[Records with interface code]
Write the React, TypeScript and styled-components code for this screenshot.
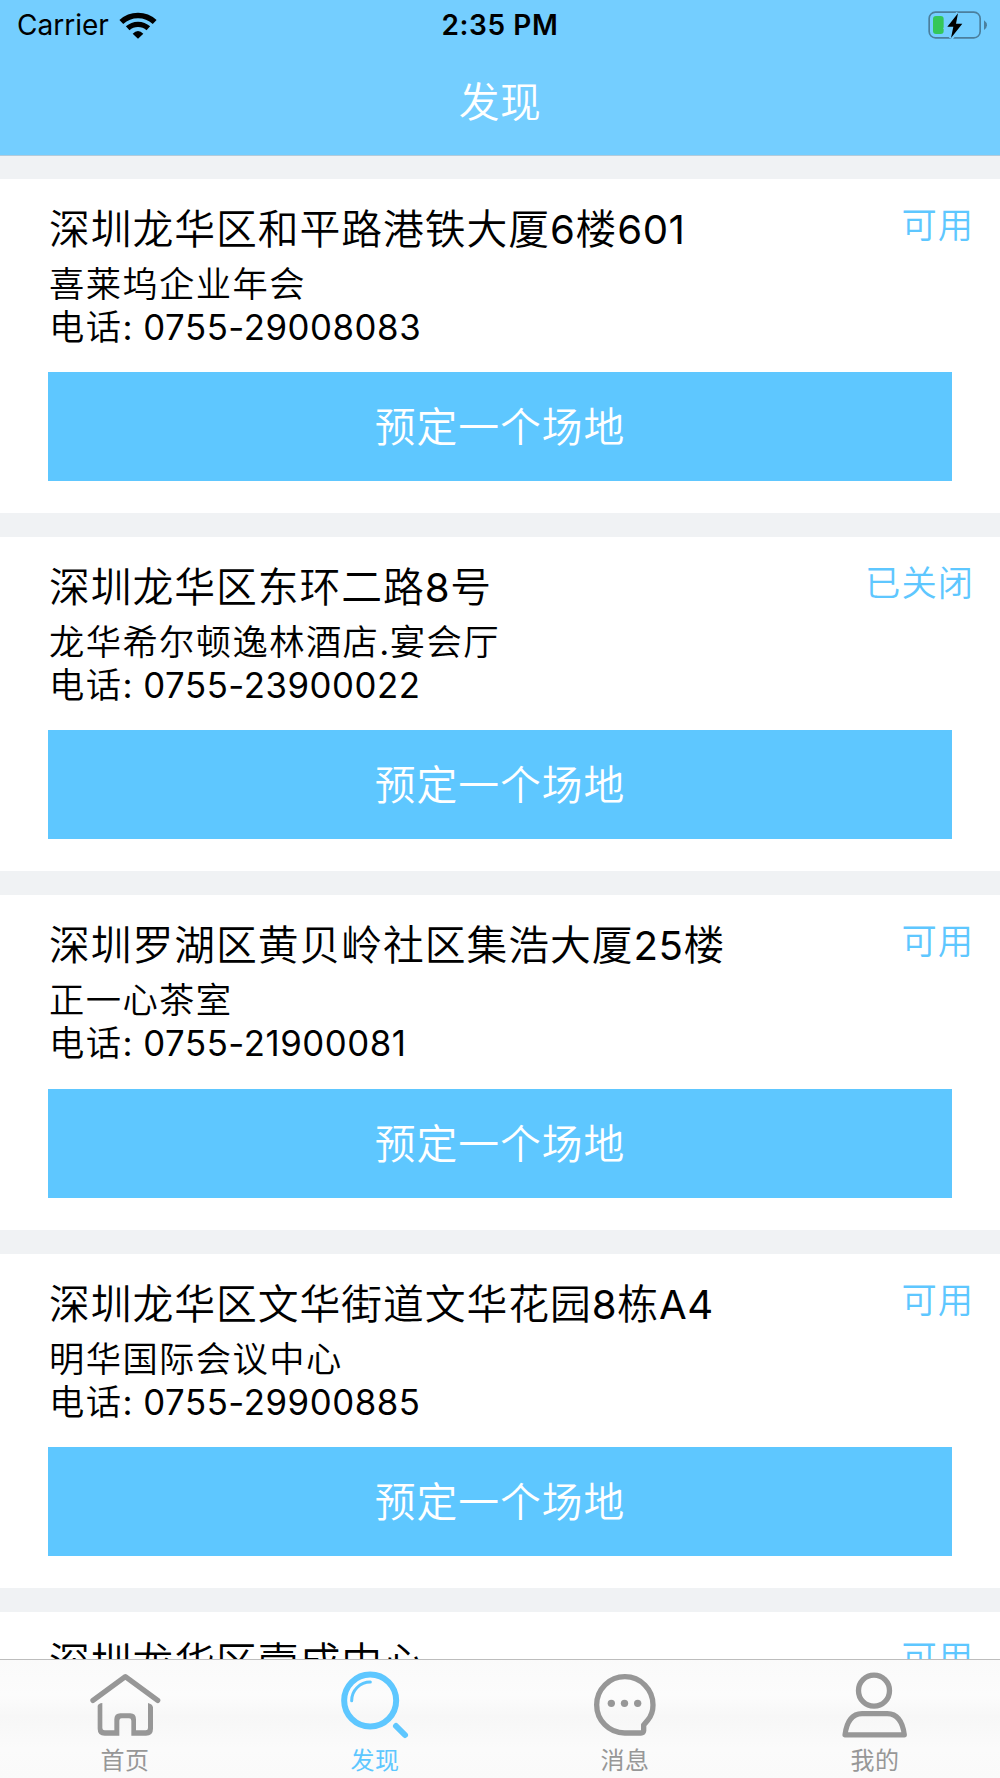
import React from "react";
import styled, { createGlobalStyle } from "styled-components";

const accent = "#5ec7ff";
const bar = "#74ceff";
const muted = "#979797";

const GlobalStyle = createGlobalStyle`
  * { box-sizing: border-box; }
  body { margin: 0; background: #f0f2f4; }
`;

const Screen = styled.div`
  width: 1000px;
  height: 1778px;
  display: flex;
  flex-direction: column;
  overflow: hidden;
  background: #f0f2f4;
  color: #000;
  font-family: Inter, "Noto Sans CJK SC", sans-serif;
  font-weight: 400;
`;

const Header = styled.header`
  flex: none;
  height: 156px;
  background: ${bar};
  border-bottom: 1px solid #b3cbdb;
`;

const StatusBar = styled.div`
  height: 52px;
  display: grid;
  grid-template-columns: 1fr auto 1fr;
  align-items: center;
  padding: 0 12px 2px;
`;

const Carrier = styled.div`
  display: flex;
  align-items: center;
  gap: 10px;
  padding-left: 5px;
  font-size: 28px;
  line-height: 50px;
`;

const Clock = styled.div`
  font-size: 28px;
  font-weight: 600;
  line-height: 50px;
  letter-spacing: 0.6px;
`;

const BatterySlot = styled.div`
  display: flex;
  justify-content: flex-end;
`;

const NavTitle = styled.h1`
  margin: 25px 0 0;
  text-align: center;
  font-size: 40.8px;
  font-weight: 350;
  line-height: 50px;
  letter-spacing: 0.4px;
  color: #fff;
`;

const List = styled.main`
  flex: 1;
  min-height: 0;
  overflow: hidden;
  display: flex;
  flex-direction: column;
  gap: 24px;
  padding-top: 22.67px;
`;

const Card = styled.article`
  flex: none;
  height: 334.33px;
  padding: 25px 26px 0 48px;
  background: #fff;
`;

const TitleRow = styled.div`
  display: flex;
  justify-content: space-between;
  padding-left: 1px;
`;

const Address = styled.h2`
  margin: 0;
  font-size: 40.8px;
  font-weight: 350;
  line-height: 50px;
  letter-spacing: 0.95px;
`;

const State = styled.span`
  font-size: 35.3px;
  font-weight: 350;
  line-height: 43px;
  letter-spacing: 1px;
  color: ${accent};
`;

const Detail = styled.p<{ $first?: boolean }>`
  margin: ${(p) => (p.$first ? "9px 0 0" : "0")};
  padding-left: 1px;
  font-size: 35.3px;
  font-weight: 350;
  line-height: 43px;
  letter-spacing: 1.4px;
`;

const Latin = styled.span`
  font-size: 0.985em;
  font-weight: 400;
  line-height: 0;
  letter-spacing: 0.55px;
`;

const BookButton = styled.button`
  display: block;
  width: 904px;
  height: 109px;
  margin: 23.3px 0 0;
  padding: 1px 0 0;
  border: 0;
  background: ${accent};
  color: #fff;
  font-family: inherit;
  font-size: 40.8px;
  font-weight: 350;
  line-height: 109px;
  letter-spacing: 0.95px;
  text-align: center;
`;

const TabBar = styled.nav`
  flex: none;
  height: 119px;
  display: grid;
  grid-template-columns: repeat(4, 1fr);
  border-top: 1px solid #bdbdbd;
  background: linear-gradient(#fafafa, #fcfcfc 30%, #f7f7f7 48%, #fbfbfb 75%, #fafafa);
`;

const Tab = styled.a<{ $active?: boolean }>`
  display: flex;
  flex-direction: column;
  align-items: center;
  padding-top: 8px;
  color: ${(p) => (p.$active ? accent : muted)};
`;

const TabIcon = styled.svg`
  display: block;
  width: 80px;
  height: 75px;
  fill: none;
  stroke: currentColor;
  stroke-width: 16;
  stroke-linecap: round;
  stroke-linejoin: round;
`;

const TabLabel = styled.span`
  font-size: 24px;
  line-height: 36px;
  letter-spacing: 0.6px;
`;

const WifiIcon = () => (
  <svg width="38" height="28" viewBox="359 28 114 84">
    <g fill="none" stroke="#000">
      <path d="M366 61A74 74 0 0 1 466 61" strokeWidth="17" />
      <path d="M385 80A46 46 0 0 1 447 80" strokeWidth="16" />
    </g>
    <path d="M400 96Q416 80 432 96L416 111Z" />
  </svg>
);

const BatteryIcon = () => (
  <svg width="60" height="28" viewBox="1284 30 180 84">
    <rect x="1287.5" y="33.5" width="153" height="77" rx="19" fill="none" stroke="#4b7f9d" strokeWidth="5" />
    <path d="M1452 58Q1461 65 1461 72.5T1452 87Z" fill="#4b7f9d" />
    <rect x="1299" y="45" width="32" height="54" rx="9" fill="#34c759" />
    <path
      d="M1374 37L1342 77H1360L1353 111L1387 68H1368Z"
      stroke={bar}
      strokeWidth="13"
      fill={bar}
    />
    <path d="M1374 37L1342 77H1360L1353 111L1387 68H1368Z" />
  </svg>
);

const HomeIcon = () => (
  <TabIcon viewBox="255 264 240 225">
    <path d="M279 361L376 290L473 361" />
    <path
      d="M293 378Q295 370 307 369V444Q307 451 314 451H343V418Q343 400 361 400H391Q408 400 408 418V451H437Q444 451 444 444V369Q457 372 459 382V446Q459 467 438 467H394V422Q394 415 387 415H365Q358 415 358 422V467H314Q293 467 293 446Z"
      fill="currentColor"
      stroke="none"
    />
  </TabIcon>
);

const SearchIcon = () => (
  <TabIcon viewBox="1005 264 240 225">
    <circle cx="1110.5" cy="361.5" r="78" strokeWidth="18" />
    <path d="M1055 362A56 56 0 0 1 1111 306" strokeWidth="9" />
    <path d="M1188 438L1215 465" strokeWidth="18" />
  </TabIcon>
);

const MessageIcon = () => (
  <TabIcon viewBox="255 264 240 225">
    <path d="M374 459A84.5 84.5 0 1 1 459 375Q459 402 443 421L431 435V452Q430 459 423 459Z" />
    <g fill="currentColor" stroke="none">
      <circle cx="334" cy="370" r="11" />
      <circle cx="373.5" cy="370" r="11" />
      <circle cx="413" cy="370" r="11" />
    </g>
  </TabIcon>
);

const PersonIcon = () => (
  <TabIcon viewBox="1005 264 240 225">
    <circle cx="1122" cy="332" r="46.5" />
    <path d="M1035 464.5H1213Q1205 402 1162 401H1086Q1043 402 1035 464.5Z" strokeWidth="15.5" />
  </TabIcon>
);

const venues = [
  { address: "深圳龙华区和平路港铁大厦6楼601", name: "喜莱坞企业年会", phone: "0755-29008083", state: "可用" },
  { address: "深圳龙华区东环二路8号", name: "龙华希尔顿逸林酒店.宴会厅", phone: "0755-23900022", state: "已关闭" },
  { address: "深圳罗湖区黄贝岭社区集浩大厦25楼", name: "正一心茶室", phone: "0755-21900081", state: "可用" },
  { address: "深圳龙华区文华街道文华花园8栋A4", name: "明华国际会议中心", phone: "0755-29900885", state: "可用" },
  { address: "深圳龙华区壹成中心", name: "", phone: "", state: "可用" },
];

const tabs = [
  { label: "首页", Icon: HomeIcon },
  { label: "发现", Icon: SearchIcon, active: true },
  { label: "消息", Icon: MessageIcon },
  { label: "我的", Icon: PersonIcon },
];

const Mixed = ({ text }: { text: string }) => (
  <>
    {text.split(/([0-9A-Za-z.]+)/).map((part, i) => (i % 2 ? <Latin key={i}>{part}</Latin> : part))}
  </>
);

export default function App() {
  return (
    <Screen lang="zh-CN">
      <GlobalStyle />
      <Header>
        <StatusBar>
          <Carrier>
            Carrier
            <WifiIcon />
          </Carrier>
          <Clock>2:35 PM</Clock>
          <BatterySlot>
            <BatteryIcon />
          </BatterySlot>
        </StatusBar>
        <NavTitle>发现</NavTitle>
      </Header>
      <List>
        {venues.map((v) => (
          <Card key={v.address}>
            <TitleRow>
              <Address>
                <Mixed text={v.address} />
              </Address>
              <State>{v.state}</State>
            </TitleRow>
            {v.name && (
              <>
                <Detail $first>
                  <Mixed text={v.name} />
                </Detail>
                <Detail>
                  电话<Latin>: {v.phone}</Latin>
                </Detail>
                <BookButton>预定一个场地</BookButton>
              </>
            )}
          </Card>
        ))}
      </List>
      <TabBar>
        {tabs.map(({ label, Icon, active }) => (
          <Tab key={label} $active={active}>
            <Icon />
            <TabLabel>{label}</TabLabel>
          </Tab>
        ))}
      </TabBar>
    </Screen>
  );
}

* * *

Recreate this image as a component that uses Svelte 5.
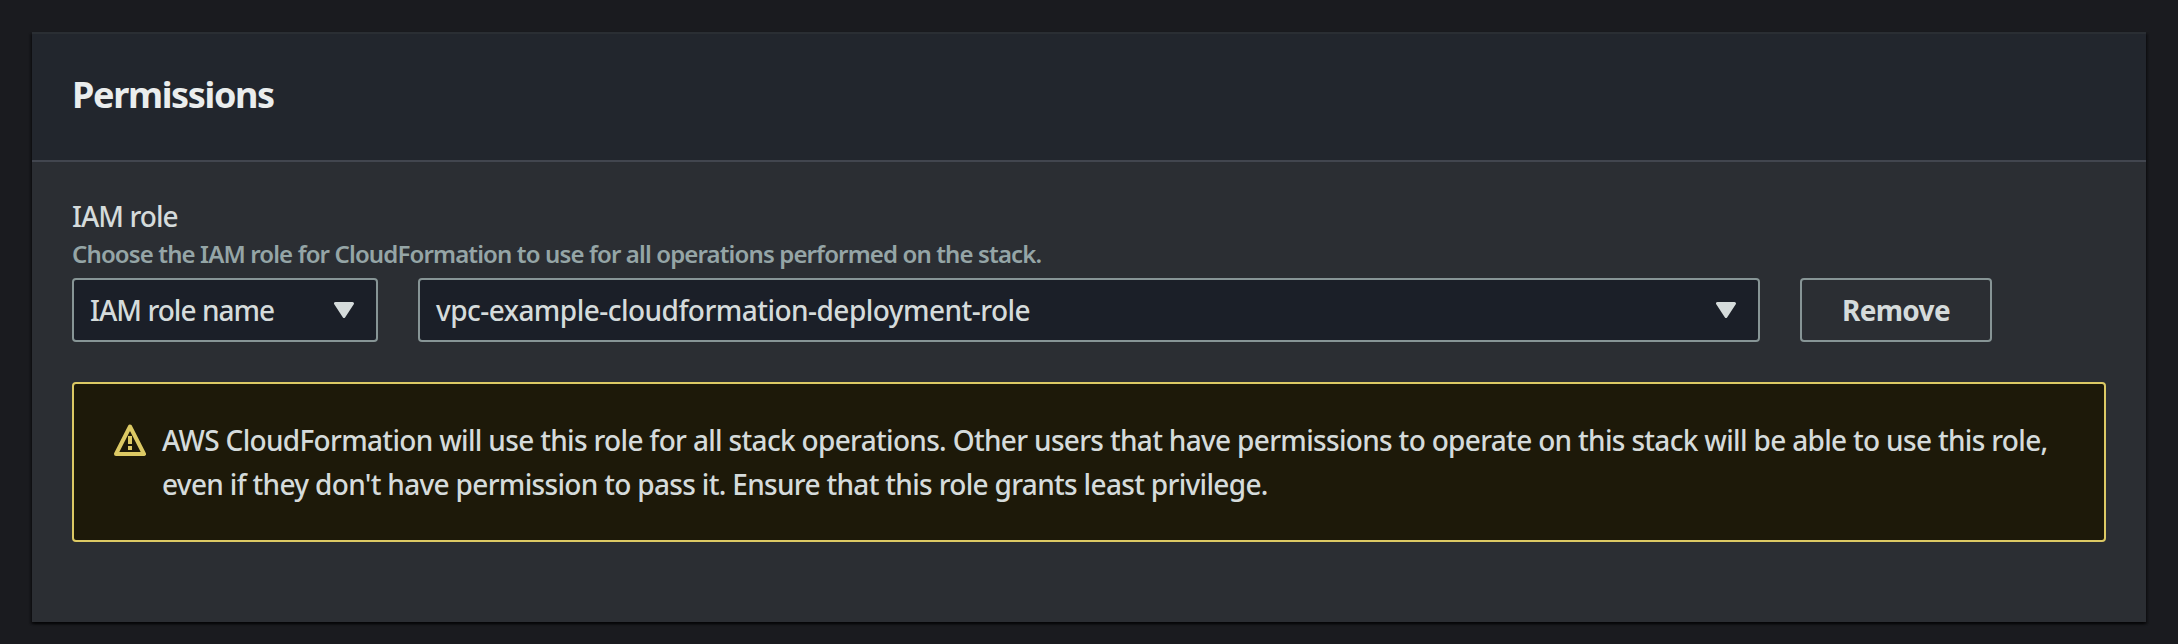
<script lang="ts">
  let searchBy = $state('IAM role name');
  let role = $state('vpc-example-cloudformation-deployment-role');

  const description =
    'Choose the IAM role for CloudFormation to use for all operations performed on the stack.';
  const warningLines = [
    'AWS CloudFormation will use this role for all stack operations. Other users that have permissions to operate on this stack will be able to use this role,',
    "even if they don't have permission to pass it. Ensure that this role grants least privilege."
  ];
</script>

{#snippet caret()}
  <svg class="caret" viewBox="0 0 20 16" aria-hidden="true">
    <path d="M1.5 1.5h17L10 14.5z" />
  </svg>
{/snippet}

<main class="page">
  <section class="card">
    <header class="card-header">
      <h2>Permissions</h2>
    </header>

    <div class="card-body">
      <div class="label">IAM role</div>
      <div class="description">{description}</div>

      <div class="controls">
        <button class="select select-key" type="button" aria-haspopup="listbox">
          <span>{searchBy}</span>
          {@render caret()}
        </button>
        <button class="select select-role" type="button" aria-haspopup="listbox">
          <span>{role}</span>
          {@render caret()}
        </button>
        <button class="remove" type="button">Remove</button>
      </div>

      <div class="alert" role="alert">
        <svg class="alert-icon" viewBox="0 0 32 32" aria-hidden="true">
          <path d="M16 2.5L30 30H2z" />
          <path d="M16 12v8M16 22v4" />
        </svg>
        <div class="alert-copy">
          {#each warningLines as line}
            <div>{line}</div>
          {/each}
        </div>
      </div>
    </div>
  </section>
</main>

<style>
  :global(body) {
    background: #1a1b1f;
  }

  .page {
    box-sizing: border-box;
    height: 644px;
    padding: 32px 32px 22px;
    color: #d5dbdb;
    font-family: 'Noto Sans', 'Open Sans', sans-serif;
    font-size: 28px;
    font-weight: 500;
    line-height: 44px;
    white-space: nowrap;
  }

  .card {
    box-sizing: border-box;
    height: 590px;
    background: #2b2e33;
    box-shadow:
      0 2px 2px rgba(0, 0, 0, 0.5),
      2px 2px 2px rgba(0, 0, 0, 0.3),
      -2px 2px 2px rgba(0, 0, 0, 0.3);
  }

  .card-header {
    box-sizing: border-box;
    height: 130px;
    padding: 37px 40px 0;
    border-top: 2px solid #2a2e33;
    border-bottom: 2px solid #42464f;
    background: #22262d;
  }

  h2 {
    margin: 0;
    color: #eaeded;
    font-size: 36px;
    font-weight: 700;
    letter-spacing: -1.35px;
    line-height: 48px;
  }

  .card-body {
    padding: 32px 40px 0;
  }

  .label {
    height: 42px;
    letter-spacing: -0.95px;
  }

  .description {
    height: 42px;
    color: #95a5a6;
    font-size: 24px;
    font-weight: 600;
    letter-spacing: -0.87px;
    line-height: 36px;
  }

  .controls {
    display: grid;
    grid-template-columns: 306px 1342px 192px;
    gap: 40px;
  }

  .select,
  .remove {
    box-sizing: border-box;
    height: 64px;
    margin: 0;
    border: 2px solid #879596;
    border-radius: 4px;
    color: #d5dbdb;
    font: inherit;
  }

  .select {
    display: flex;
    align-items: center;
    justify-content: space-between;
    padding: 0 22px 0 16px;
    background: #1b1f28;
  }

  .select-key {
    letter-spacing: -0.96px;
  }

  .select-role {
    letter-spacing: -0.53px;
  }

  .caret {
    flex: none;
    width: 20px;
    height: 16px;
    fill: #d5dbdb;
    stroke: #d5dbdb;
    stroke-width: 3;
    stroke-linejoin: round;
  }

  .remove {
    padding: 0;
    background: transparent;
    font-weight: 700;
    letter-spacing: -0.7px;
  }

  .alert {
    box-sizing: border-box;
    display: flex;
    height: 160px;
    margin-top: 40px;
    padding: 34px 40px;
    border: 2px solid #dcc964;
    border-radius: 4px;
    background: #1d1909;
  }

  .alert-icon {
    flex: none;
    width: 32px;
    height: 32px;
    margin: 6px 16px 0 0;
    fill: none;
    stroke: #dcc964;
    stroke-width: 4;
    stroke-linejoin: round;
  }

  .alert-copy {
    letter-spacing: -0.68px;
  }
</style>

**Your objective:**
Output nothing except the lines from the one containing "Recreate this image" through the one containing "let role = $state('vpc-example-cloudformation-deployment-role');", both kept, with the pictures removed.

**Worked solution:**
Recreate this image as a component that uses Svelte 5.
<script lang="ts">
  let searchBy = $state('IAM role name');
  let role = $state('vpc-example-cloudformation-deployment-role');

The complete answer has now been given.